Cela dit, il faut rai­son gar­der. Pen­dant de très longues années, les sorts de la marine et de la DCN seront liés. Il ne peut en être autre­ment si l’on songe que l’en­tre­prise réa­li­se­ra 70 % de son chiffre d’af­faires avec l’É­tat sur la durée du contrat d’en­tre­prise dans sa ver­sion pru­dente dite de dimen­sion­ne­ment. Dans de nom­breux domaines la mise en concur­rence ne sera qu’une vue de l’esprit.

Dans celui de l’en­tre­tien par exemple, et compte tenu du tis­su indus­triel local, il fau­dra au préa­lable que le Ser­vice de sou­tien de la Flotte (SSF) se consti­tue une doc­trine et une expé­rience avec des moyens ren­for­cés sans cou­rir le risque de deve­nir une DCN bis. Dans les zones délé­guées à la DCN, on ne voit pas qui pour­rait lui suc­cé­der, si tant est que l’on en ait le désir, à l’ex­pi­ra­tion des titres domaniaux.

Rai­son de plus pour que l’en­tre­prise se pré­oc­cupe des res­sources de son client prin­ci­pal. C’est la rai­son essen­tielle qui milite pour le finan­ce­ment du contrat des fré­gates mul­ti­mis­sions en finan­ce­ment inno­vant, mode de finan­ce­ment repo­sant sur l’u­ti­li­sa­tion de tech­niques de mar­ché et non plus sur de simples cré­dits bud­gé­taires. Les res­sources ain­si déga­gées per­met­traient de cou­vrir les charges sup­plé­men­taires rap­pe­lées au début de cet article et de lis­ser le coût des pro­grammes sur la durée d’u­ti­li­sa­tion des maté­riels. S’il n’en était pas ain­si, tous les par­te­naires y per­draient : la marine qui ne pour­rait pas res­pec­ter les termes de la loi de pro­gram­ma­tion mili­taire et serait confron­tée à des rup­tures capa­ci­taires, la DCN qui ver­rait son plan de charge affec­té et son redres­se­ment com­pro­mis, l’É­tat enfin qui n’au­rait pas inves­ti à bon escient. Lors de sa visite dans la marine natio­nale à Brest le 17 février 2004, le pré­sident de la Répu­blique a d’ailleurs inci­té les acteurs à faire preuve d’i­ma­gi­na­tion pour le finan­ce­ment des FREMM.

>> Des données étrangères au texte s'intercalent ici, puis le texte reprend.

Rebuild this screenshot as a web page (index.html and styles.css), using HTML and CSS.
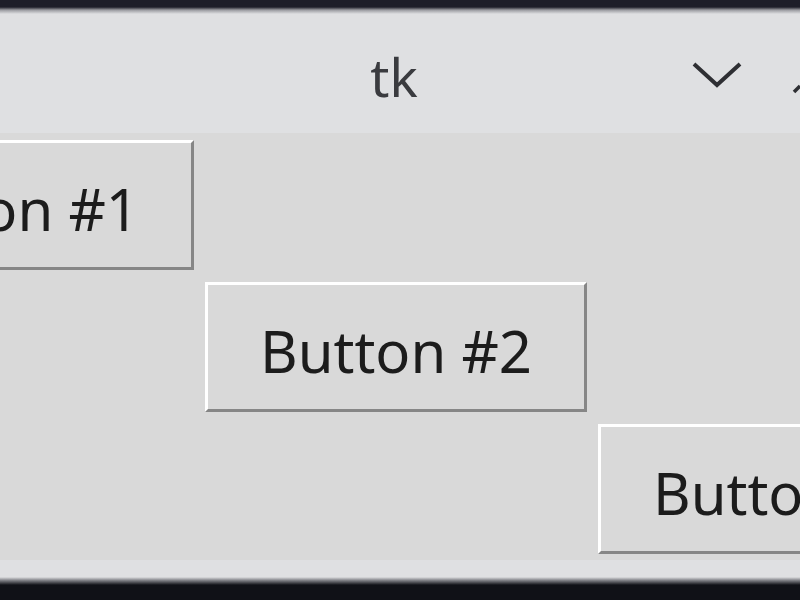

Les res­pon­sables actuels sont conscients des enjeux. Il reste à espé­rer que les fruits tiennent la pro­messe des fleurs. À cet égard, les deux années qui viennent seront cri­tiques au même titre que les condi­tions de la conso­li­da­tion indus­trielle qui reste à venir. Défi indus­triel majeur, la réforme de la DCN est un élé­ment de la réforme de l’É­tat. Nous avons tout à gagner de sa réus­site et tout à perdre de son échec. Comme tout inves­tis­se­ment, elle est coû­teuse à court terme, mais elle déga­ge­ra pro­gres­si­ve­ment des résul­tats posi­tifs puisque l’in­dus­triel sera non seule­ment atten­tif à sa tech­nique mais aus­si à l’op­ti­mi­sa­tion de ses coûts de réalisation.